■ **Given material**:
*-*-*
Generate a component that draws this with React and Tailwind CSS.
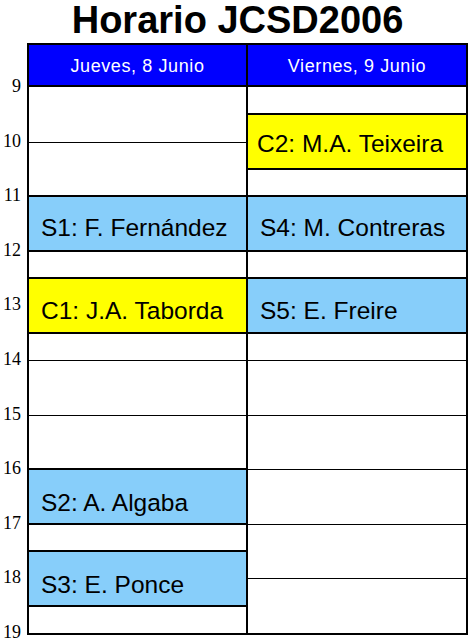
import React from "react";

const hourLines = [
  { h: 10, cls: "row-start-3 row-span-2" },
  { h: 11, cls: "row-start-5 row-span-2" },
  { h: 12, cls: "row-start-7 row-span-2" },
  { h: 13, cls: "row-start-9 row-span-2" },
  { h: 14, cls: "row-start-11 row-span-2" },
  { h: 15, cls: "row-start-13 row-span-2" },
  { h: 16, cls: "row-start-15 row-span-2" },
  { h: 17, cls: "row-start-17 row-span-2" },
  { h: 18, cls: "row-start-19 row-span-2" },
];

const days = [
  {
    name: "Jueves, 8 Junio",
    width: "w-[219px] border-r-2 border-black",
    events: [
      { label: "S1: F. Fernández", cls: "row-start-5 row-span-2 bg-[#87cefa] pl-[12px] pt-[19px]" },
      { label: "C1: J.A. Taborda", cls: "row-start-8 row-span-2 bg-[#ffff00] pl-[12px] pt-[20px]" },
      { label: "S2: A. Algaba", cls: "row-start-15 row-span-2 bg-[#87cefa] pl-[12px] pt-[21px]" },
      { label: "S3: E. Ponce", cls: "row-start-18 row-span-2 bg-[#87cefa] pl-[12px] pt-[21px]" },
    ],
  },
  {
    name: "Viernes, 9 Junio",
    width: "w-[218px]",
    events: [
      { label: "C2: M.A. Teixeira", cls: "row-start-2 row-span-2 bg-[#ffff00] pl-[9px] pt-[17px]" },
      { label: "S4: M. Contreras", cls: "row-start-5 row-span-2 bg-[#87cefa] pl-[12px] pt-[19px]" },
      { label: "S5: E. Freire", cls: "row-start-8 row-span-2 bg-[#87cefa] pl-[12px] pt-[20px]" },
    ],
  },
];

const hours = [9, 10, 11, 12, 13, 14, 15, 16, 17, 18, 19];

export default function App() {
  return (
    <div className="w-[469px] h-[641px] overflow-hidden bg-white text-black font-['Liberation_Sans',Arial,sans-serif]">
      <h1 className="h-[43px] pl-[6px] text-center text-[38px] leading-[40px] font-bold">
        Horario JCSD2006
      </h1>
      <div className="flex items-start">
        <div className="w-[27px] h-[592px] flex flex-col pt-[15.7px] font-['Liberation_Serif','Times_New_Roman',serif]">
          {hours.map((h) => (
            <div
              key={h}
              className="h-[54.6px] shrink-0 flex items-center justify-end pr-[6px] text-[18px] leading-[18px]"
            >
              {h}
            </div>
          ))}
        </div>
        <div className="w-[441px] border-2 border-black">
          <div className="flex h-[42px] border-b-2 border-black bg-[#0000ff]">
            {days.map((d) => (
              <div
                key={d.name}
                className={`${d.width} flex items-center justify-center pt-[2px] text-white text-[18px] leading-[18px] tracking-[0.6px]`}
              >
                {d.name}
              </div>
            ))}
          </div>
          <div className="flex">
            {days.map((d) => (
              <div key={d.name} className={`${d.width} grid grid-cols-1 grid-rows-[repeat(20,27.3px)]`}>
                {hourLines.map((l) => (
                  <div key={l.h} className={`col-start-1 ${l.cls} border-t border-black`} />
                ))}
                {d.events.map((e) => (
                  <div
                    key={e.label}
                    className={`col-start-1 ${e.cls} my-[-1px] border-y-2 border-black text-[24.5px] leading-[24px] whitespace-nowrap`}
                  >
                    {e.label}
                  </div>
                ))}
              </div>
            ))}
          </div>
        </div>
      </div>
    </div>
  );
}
*-*-*
■ **Set task**: Transcribe the material exactly, and leave out whatever pictures it holds.

■ **Output**:
Generate a component that draws this with React and Tailwind CSS.
import React from "react";

const hourLines = [
  { h: 10, cls: "row-start-3 row-span-2" },
  { h: 11, cls: "row-start-5 row-span-2" },
  { h: 12, cls: "row-start-7 row-span-2" },
  { h: 13, cls: "row-start-9 row-span-2" },
  { h: 14, cls: "row-start-11 row-span-2" },
  { h: 15, cls: "row-start-13 row-span-2" },
  { h: 16, cls: "row-start-15 row-span-2" },
  { h: 17, cls: "row-start-17 row-span-2" },
  { h: 18, cls: "row-start-19 row-span-2" },
];

const days = [
  {
    name: "Jueves, 8 Junio",
    width: "w-[219px] border-r-2 border-black",
    events: [
      { label: "S1: F. Fernández", cls: "row-start-5 row-span-2 bg-[#87cefa] pl-[12px] pt-[19px]" },
      { label: "C1: J.A. Taborda", cls: "row-start-8 row-span-2 bg-[#ffff00] pl-[12px] pt-[20px]" },
      { label: "S2: A. Algaba", cls: "row-start-15 row-span-2 bg-[#87cefa] pl-[12px] pt-[21px]" },
      { label: "S3: E. Ponce", cls: "row-start-18 row-span-2 bg-[#87cefa] pl-[12px] pt-[21px]" },
    ],
  },
  {
    name: "Viernes, 9 Junio",
    width: "w-[218px]",
    events: [
      { label: "C2: M.A. Teixeira", cls: "row-start-2 row-span-2 bg-[#ffff00] pl-[9px] pt-[17px]" },
      { label: "S4: M. Contreras", cls: "row-start-5 row-span-2 bg-[#87cefa] pl-[12px] pt-[19px]" },
      { label: "S5: E. Freire", cls: "row-start-8 row-span-2 bg-[#87cefa] pl-[12px] pt-[20px]" },
    ],
  },
];

const hours = [9, 10, 11, 12, 13, 14, 15, 16, 17, 18, 19];

export default function App() {
  return (
    <div className="w-[469px] h-[641px] overflow-hidden bg-white text-black font-['Liberation_Sans',Arial,sans-serif]">
      <h1 className="h-[43px] pl-[6px] text-center text-[38px] leading-[40px] font-bold">
        Horario JCSD2006
      </h1>
      <div className="flex items-start">
        <div className="w-[27px] h-[592px] flex flex-col pt-[15.7px] font-['Liberation_Serif','Times_New_Roman',serif]">
          {hours.map((h) => (
            <div
              key={h}
              className="h-[54.6px] shrink-0 flex items-center justify-end pr-[6px] text-[18px] leading-[18px]"
            >
              {h}
            </div>
          ))}
        </div>
        <div className="w-[441px] border-2 border-black">
          <div className="flex h-[42px] border-b-2 border-black bg-[#0000ff]">
            {days.map((d) => (
              <div
                key={d.name}
                className={`${d.width} flex items-center justify-center pt-[2px] text-white text-[18px] leading-[18px] tracking-[0.6px]`}
              >
                {d.name}
              </div>
            ))}
          </div>
          <div className="flex">
            {days.map((d) => (
              <div key={d.name} className={`${d.width} grid grid-cols-1 grid-rows-[repeat(20,27.3px)]`}>
                {hourLines.map((l) => (
                  <div key={l.h} className={`col-start-1 ${l.cls} border-t border-black`} />
                ))}
                {d.events.map((e) => (
                  <div
                    key={e.label}
                    className={`col-start-1 ${e.cls} my-[-1px] border-y-2 border-black text-[24.5px] leading-[24px] whitespace-nowrap`}
                  >
                    {e.label}
                  </div>
                ))}
              </div>
            ))}
          </div>
        </div>
      </div>
    </div>
  );
}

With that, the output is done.